**What you will do**. Skip the pictures. Reproduce all other material exactly.

**Data listing**.

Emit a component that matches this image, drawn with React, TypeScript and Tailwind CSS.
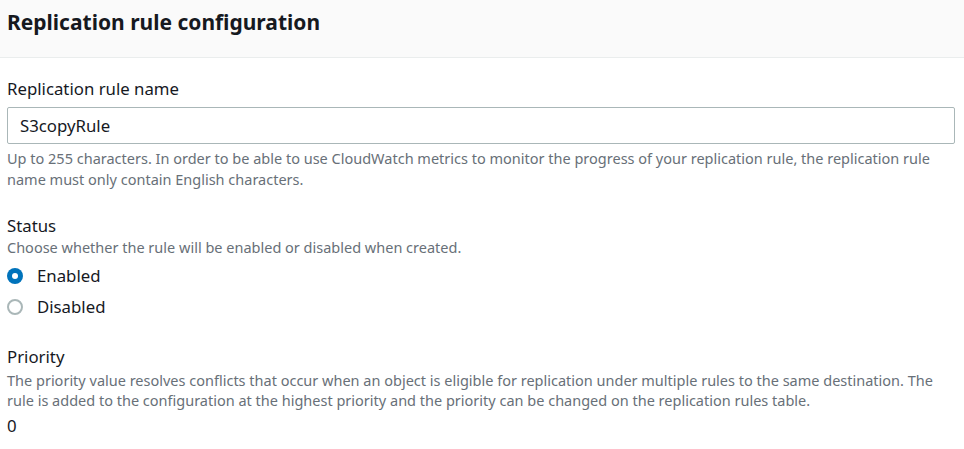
export default function App() {
  return (
    <div className="w-[964px] h-[449px] bg-white text-[#16191f] overflow-hidden" style={{ fontFamily: '"Noto Sans", Arial, sans-serif' }}>
      <div className="h-[58px] bg-[#fafafa] border-b border-[#eaeded] px-[7px] flex items-center">
        <h2 className="text-[21px] font-bold leading-[24px] -mt-[14px]">Replication rule configuration</h2>
      </div>
      <div className="px-[7px] pt-[20px]">
        <label className="block text-[16.8px] leading-[22px]">Replication rule name</label>
        <div className="mt-[7px] mr-[2px] h-[37px] border border-[#aab7b8] rounded-[2px] px-[12px] flex items-center text-[16.8px]">
          S3copyRule
        </div>
        <p className="mt-[4px] text-[14.5px] leading-[21px] text-[#687078]">
          Up to 255 characters. In order to be able to use CloudWatch metrics to monitor the progress of your replication rule, the replication rule name must only contain English characters.
        </p>

        <div className="mt-[25px]">
          <div className="text-[16.8px] leading-[22px]">Status</div>
          <div className="text-[14.5px] leading-[20px] text-[#687078]">Choose whether the rule will be enabled or disabled when created.</div>
          <div className="mt-[8px] flex flex-col gap-[9px]">
            <div className="flex items-center gap-[14px] h-[22px]">
              <span className="w-[16px] h-[16px] rounded-full bg-[#0073bb] flex items-center justify-center">
                <span className="w-[6px] h-[6px] rounded-full bg-white" />
              </span>
              <span className="text-[16.8px]">Enabled</span>
            </div>
            <div className="flex items-center gap-[14px] h-[22px]">
              <span className="w-[16px] h-[16px] rounded-full border-2 border-[#aab7b8]" />
              <span className="text-[16.8px]">Disabled</span>
            </div>
          </div>
        </div>

        <div className="mt-[28px]">
          <div className="text-[16.8px] leading-[22px]">Priority</div>
          <p className="mt-[2px] text-[14.5px] leading-[20px] text-[#687078]">
            The priority value resolves conflicts that occur when an object is eligible for replication under multiple rules to the same destination. The rule is added to the configuration at the highest priority and the priority can be changed on the replication rules table.
          </p>
          <div className="mt-[5px] text-[16.8px] leading-[22px]">0</div>
        </div>
      </div>
    </div>
  )
}
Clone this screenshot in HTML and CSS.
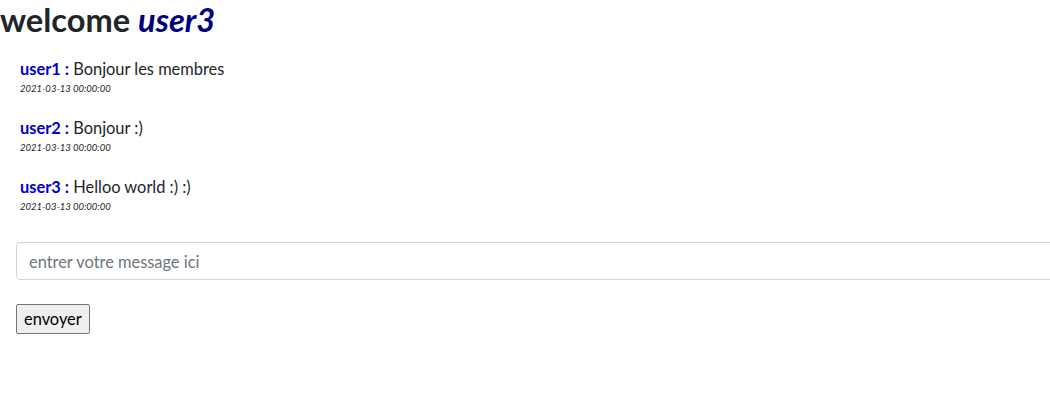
FILE: index.html
```html
<!DOCTYPE html>
<html lang="fr">
<head>
<meta charset="utf-8">
<title>chat</title>
<link rel="stylesheet" href="styles.css">
</head>
<body>
<h1 class="welcome">welcome <i class="me">user3</i></h1>
<div class="messages">
  <div class="msg">
    <div class="line"><b class="author">user1 :</b> Bonjour les membres</div>
    <div class="date">2021-03-13 00:00:00</div>
  </div>
  <div class="msg">
    <div class="line"><b class="author">user2 :</b> Bonjour :)</div>
    <div class="date">2021-03-13 00:00:00</div>
  </div>
  <div class="msg">
    <div class="line"><b class="author">user3 :</b> Helloo world :) :)</div>
    <div class="date">2021-03-13 00:00:00</div>
  </div>
</div>
<form class="send">
  <input class="field" type="text" placeholder="entrer votre message ici">
  <button class="btn" type="button">envoyer</button>
</form>
</body>
</html>
```

FILE: styles.css
```css
html { overflow-x: hidden; }
body {
  margin: 0;
  font-family: Lato, "Noto Sans", sans-serif;
  font-size: 16px;
  line-height: 1.5;
  color: #212529;
  background: #fff;
}
.welcome {
  margin: 0 0 8px 0;
  font-size: 32.6px;
  font-weight: 700;
  line-height: 40px;
}
.me { color: #000080; }
.messages {
  padding: 9px 0 0 20px;
}
.msg { margin-bottom: 20px; }
.line { line-height: 24px; font-size: 16.4px; }
.author { color: #0000cd; font-weight: 700; }
.date {
  font-size: 9.5px;
  font-style: italic;
  line-height: 15px;
}
.send {
  padding: 8px 0 0 16px;
}
.field {
  display: block;
  width: calc(100% + 20px);
  height: 38px;
  box-sizing: border-box;
  padding: 6px 12px;
  font: inherit;
  font-size: 16.4px;
  color: #495057;
  border: 1px solid #ced4da;
  border-radius: 4px;
  margin: 0 0 24px 0;
}
.field::placeholder { color: #6c757d; }
.btn {
  font: inherit;
  font-size: 16.4px;
  line-height: 24px;
  height: 30px;
  padding: 1px 7px;
  color: #000;
  background: #efefef;
  border: 1px solid #767676;
  border-radius: 2px;
}
```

**Solution**.
Emit a component that matches this image, drawn with React, TypeScript and Tailwind CSS.
export default function App() {
  return (
    <div className="w-[964px] h-[449px] bg-white text-[#16191f] overflow-hidden" style={{ fontFamily: '"Noto Sans", Arial, sans-serif' }}>
      <div className="h-[58px] bg-[#fafafa] border-b border-[#eaeded] px-[7px] flex items-center">
        <h2 className="text-[21px] font-bold leading-[24px] -mt-[14px]">Replication rule configuration</h2>
      </div>
      <div className="px-[7px] pt-[20px]">
        <label className="block text-[16.8px] leading-[22px]">Replication rule name</label>
        <div className="mt-[7px] mr-[2px] h-[37px] border border-[#aab7b8] rounded-[2px] px-[12px] flex items-center text-[16.8px]">
          S3copyRule
        </div>
        <p className="mt-[4px] text-[14.5px] leading-[21px] text-[#687078]">
          Up to 255 characters. In order to be able to use CloudWatch metrics to monitor the progress of your replication rule, the replication rule name must only contain English characters.
        </p>

        <div className="mt-[25px]">
          <div className="text-[16.8px] leading-[22px]">Status</div>
          <div className="text-[14.5px] leading-[20px] text-[#687078]">Choose whether the rule will be enabled or disabled when created.</div>
          <div className="mt-[8px] flex flex-col gap-[9px]">
            <div className="flex items-center gap-[14px] h-[22px]">
              <span className="w-[16px] h-[16px] rounded-full bg-[#0073bb] flex items-center justify-center">
                <span className="w-[6px] h-[6px] rounded-full bg-white" />
              </span>
              <span className="text-[16.8px]">Enabled</span>
            </div>
            <div className="flex items-center gap-[14px] h-[22px]">
              <span className="w-[16px] h-[16px] rounded-full border-2 border-[#aab7b8]" />
              <span className="text-[16.8px]">Disabled</span>
            </div>
          </div>
        </div>

        <div className="mt-[28px]">
          <div className="text-[16.8px] leading-[22px]">Priority</div>
          <p className="mt-[2px] text-[14.5px] leading-[20px] text-[#687078]">
            The priority value resolves conflicts that occur when an object is eligible for replication under multiple rules to the same destination. The rule is added to the configuration at the highest priority and the priority can be changed on the replication rules table.
          </p>
          <div className="mt-[5px] text-[16.8px] leading-[22px]">0</div>
        </div>
      </div>
    </div>
  )
}
Clone this screenshot in HTML and CSS.
FILE: index.html
```html
<!DOCTYPE html>
<html lang="fr">
<head>
<meta charset="utf-8">
<title>chat</title>
<link rel="stylesheet" href="styles.css">
</head>
<body>
<h1 class="welcome">welcome <i class="me">user3</i></h1>
<div class="messages">
  <div class="msg">
    <div class="line"><b class="author">user1 :</b> Bonjour les membres</div>
    <div class="date">2021-03-13 00:00:00</div>
  </div>
  <div class="msg">
    <div class="line"><b class="author">user2 :</b> Bonjour :)</div>
    <div class="date">2021-03-13 00:00:00</div>
  </div>
  <div class="msg">
    <div class="line"><b class="author">user3 :</b> Helloo world :) :)</div>
    <div class="date">2021-03-13 00:00:00</div>
  </div>
</div>
<form class="send">
  <input class="field" type="text" placeholder="entrer votre message ici">
  <button class="btn" type="button">envoyer</button>
</form>
</body>
</html>
```

FILE: styles.css
```css
html { overflow-x: hidden; }
body {
  margin: 0;
  font-family: Lato, "Noto Sans", sans-serif;
  font-size: 16px;
  line-height: 1.5;
  color: #212529;
  background: #fff;
}
.welcome {
  margin: 0 0 8px 0;
  font-size: 32.6px;
  font-weight: 700;
  line-height: 40px;
}
.me { color: #000080; }
.messages {
  padding: 9px 0 0 20px;
}
.msg { margin-bottom: 20px; }
.line { line-height: 24px; font-size: 16.4px; }
.author { color: #0000cd; font-weight: 700; }
.date {
  font-size: 9.5px;
  font-style: italic;
  line-height: 15px;
}
.send {
  padding: 8px 0 0 16px;
}
.field {
  display: block;
  width: calc(100% + 20px);
  height: 38px;
  box-sizing: border-box;
  padding: 6px 12px;
  font: inherit;
  font-size: 16.4px;
  color: #495057;
  border: 1px solid #ced4da;
  border-radius: 4px;
  margin: 0 0 24px 0;
}
.field::placeholder { color: #6c757d; }
.btn {
  font: inherit;
  font-size: 16.4px;
  line-height: 24px;
  height: 30px;
  padding: 1px 7px;
  color: #000;
  background: #efefef;
  border: 1px solid #767676;
  border-radius: 2px;
}
```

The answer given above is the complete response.